■ SET TASK
Go through the material and write it all out exactly, minus the pictures.
━━ EXERCISE DATA ━━
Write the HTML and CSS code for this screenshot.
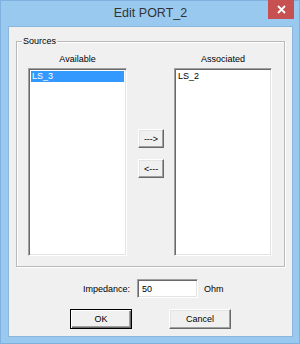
FILE: index.html
```html
<!DOCTYPE html>
<html lang="en">

<head>
    <meta charset="UTF-8">
    <title>Edit PORT_2</title>
    <link rel="stylesheet" href="styles.css">
</head>

<body>
    <div class="window">
        <div class="titlebar">
            <span class="title">Edit PORT_2</span>
            <button class="close-btn">
                <svg width="9" height="9" viewBox="0 0 9 9">
                    <path d="M1 1 L8 8 M8 1 L1 8" stroke="#ffffff" stroke-width="1.8" fill="none" />
                </svg>
            </button>
        </div>
        <div class="client">
            <div class="group">
                <span class="legend">Sources</span>
                <div class="list-col left-col">
                    <div class="col-label">Available</div>
                    <div class="listbox">
                        <div class="item selected">LS_3</div>
                    </div>
                </div>
                <div class="arrows">
                    <button class="btn arrow-btn">---&gt;</button>
                    <button class="btn arrow-btn">&lt;---</button>
                </div>
                <div class="list-col right-col">
                    <div class="col-label">Associated</div>
                    <div class="listbox">
                        <div class="item">LS_2</div>
                    </div>
                </div>
            </div>
            <div class="impedance-row">
                <span class="field-label">Impedance:</span>
                <div class="textbox">50</div>
                <span class="unit">Ohm</span>
            </div>
            <div class="button-row">
                <button class="btn dlg-btn default">OK</button>
                <button class="btn dlg-btn">Cancel</button>
            </div>
        </div>
    </div>
</body>

</html>
```

FILE: styles.css
```css
* {
    margin: 0;
    padding: 0;
    box-sizing: border-box;
}

body {
    background-color: #ffffff;
    font-family: 'Liberation Sans', Arial, sans-serif;
    font-size: 9px;
    color: #000000;
}

.window {
    position: relative;
    width: 300px;
    height: 344px;
    background-color: #9ac9f0;
    border: 1px solid #7fb1df;
    padding: 0 6px 6px 7px;
    display: flex;
    flex-direction: column;
}

.titlebar {
    height: 25px;
    display: flex;
    align-items: center;
    justify-content: center;
    flex-shrink: 0;
}

.title {
    font-size: 12.5px;
    color: #333333;
    padding-bottom: 1px;
}

.close-btn {
    position: absolute;
    top: -1px;
    right: 5px;
    width: 26px;
    height: 19px;
    border: none;
    background-color: #c75050;
    display: flex;
    align-items: center;
    justify-content: center;
}

.client {
    flex: 1;
    background-color: #f0f0f0;
    border: 1px solid #8db6dc;
    padding: 0 7px;
}

.group {
    position: relative;
    margin-top: 14px;
    height: 226px;
    border: 1px solid #b9b9b9;
    box-shadow: inset 1px 1px 0 #ffffff, 1px 1px 0 #ffffff;
    padding: 11px 10px 10px 11px;
    display: flex;
}

.legend {
    position: absolute;
    top: -7px;
    left: 5px;
    padding: 0 1px;
    background-color: #f0f0f0;
    line-height: 12px;
}

.list-col {
    display: flex;
    flex-direction: column;
}

.left-col {
    width: 99px;
}

.right-col {
    width: 98px;
}

.col-label {
    height: 13px;
    line-height: 13px;
    text-align: center;
    margin-bottom: 2px;
}

.listbox {
    height: 188px;
    background-color: #ffffff;
    border: 1px solid;
    border-color: #a0a0a0 #ffffff #ffffff #a0a0a0;
    box-shadow: inset 1px 1px 0 #696969, inset -1px -1px 0 #e3e3e3;
    padding: 2px;
}

.item {
    height: 11px;
    line-height: 11px;
    padding-left: 1px;
}

.item.selected {
    background-color: #3399ff;
    color: #ffffff;
}

.arrows {
    width: 26px;
    margin: 76px 10px 0 11px;
    display: flex;
    flex-direction: column;
    gap: 11px;
}

.btn {
    font-family: 'Liberation Sans', Arial, sans-serif;
    font-size: 9px;
    color: #000000;
    background-color: #f0f0f0;
    border: 1px solid;
    border-color: #ffffff #696969 #696969 #ffffff;
    box-shadow: inset -1px -1px 0 #a0a0a0, inset 1px 1px 0 #e3e3e3;
}

.arrow-btn {
    height: 19px;
}

.impedance-row {
    margin-top: 12px;
    padding-left: 67px;
    display: flex;
    align-items: center;
    height: 19px;
}

.field-label {
    width: 54px;
}

.textbox {
    width: 61px;
    height: 19px;
    background-color: #ffffff;
    border: 1px solid;
    border-color: #a0a0a0 #ffffff #ffffff #a0a0a0;
    box-shadow: inset 1px 1px 0 #696969, inset -1px -1px 0 #e3e3e3;
    padding: 4px 0 0 4px;
    line-height: 10px;
}

.unit {
    margin-left: 6px;
}

.button-row {
    margin-top: 11px;
    display: flex;
    justify-content: center;
    gap: 37px;
}

.dlg-btn {
    width: 62px;
    height: 20px;
}

.dlg-btn.default {
    border: 1px solid #000000;
    box-shadow: inset 1px 1px 0 #ffffff, inset -1px -1px 0 #696969, inset -2px -2px 0 #a0a0a0;
}
```
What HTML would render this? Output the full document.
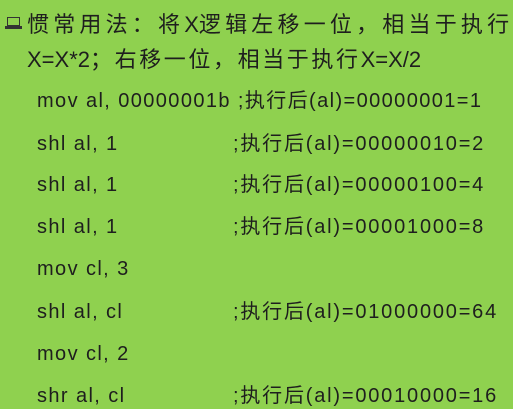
━━━
■ ANSWER TO THIS TASK
Write the HTML and CSS code for this screenshot.
FILE: index.html
```html
<!DOCTYPE html>
<html lang="en">

<head>
    <meta charset="UTF-8">
    <title>Edit PORT_2</title>
    <link rel="stylesheet" href="styles.css">
</head>

<body>
    <div class="window">
        <div class="titlebar">
            <span class="title">Edit PORT_2</span>
            <button class="close-btn">
                <svg width="9" height="9" viewBox="0 0 9 9">
                    <path d="M1 1 L8 8 M8 1 L1 8" stroke="#ffffff" stroke-width="1.8" fill="none" />
                </svg>
            </button>
        </div>
        <div class="client">
            <div class="group">
                <span class="legend">Sources</span>
                <div class="list-col left-col">
                    <div class="col-label">Available</div>
                    <div class="listbox">
                        <div class="item selected">LS_3</div>
                    </div>
                </div>
                <div class="arrows">
                    <button class="btn arrow-btn">---&gt;</button>
                    <button class="btn arrow-btn">&lt;---</button>
                </div>
                <div class="list-col right-col">
                    <div class="col-label">Associated</div>
                    <div class="listbox">
                        <div class="item">LS_2</div>
                    </div>
                </div>
            </div>
            <div class="impedance-row">
                <span class="field-label">Impedance:</span>
                <div class="textbox">50</div>
                <span class="unit">Ohm</span>
            </div>
            <div class="button-row">
                <button class="btn dlg-btn default">OK</button>
                <button class="btn dlg-btn">Cancel</button>
            </div>
        </div>
    </div>
</body>

</html>
```

FILE: styles.css
```css
* {
    margin: 0;
    padding: 0;
    box-sizing: border-box;
}

body {
    background-color: #ffffff;
    font-family: 'Liberation Sans', Arial, sans-serif;
    font-size: 9px;
    color: #000000;
}

.window {
    position: relative;
    width: 300px;
    height: 344px;
    background-color: #9ac9f0;
    border: 1px solid #7fb1df;
    padding: 0 6px 6px 7px;
    display: flex;
    flex-direction: column;
}

.titlebar {
    height: 25px;
    display: flex;
    align-items: center;
    justify-content: center;
    flex-shrink: 0;
}

.title {
    font-size: 12.5px;
    color: #333333;
    padding-bottom: 1px;
}

.close-btn {
    position: absolute;
    top: -1px;
    right: 5px;
    width: 26px;
    height: 19px;
    border: none;
    background-color: #c75050;
    display: flex;
    align-items: center;
    justify-content: center;
}

.client {
    flex: 1;
    background-color: #f0f0f0;
    border: 1px solid #8db6dc;
    padding: 0 7px;
}

.group {
    position: relative;
    margin-top: 14px;
    height: 226px;
    border: 1px solid #b9b9b9;
    box-shadow: inset 1px 1px 0 #ffffff, 1px 1px 0 #ffffff;
    padding: 11px 10px 10px 11px;
    display: flex;
}

.legend {
    position: absolute;
    top: -7px;
    left: 5px;
    padding: 0 1px;
    background-color: #f0f0f0;
    line-height: 12px;
}

.list-col {
    display: flex;
    flex-direction: column;
}

.left-col {
    width: 99px;
}

.right-col {
    width: 98px;
}

.col-label {
    height: 13px;
    line-height: 13px;
    text-align: center;
    margin-bottom: 2px;
}

.listbox {
    height: 188px;
    background-color: #ffffff;
    border: 1px solid;
    border-color: #a0a0a0 #ffffff #ffffff #a0a0a0;
    box-shadow: inset 1px 1px 0 #696969, inset -1px -1px 0 #e3e3e3;
    padding: 2px;
}

.item {
    height: 11px;
    line-height: 11px;
    padding-left: 1px;
}

.item.selected {
    background-color: #3399ff;
    color: #ffffff;
}

.arrows {
    width: 26px;
    margin: 76px 10px 0 11px;
    display: flex;
    flex-direction: column;
    gap: 11px;
}

.btn {
    font-family: 'Liberation Sans', Arial, sans-serif;
    font-size: 9px;
    color: #000000;
    background-color: #f0f0f0;
    border: 1px solid;
    border-color: #ffffff #696969 #696969 #ffffff;
    box-shadow: inset -1px -1px 0 #a0a0a0, inset 1px 1px 0 #e3e3e3;
}

.arrow-btn {
    height: 19px;
}

.impedance-row {
    margin-top: 12px;
    padding-left: 67px;
    display: flex;
    align-items: center;
    height: 19px;
}

.field-label {
    width: 54px;
}

.textbox {
    width: 61px;
    height: 19px;
    background-color: #ffffff;
    border: 1px solid;
    border-color: #a0a0a0 #ffffff #ffffff #a0a0a0;
    box-shadow: inset 1px 1px 0 #696969, inset -1px -1px 0 #e3e3e3;
    padding: 4px 0 0 4px;
    line-height: 10px;
}

.unit {
    margin-left: 6px;
}

.button-row {
    margin-top: 11px;
    display: flex;
    justify-content: center;
    gap: 37px;
}

.dlg-btn {
    width: 62px;
    height: 20px;
}

.dlg-btn.default {
    border: 1px solid #000000;
    box-shadow: inset 1px 1px 0 #ffffff, inset -1px -1px 0 #696969, inset -2px -2px 0 #a0a0a0;
}
```
What HTML would render this? Output the full document.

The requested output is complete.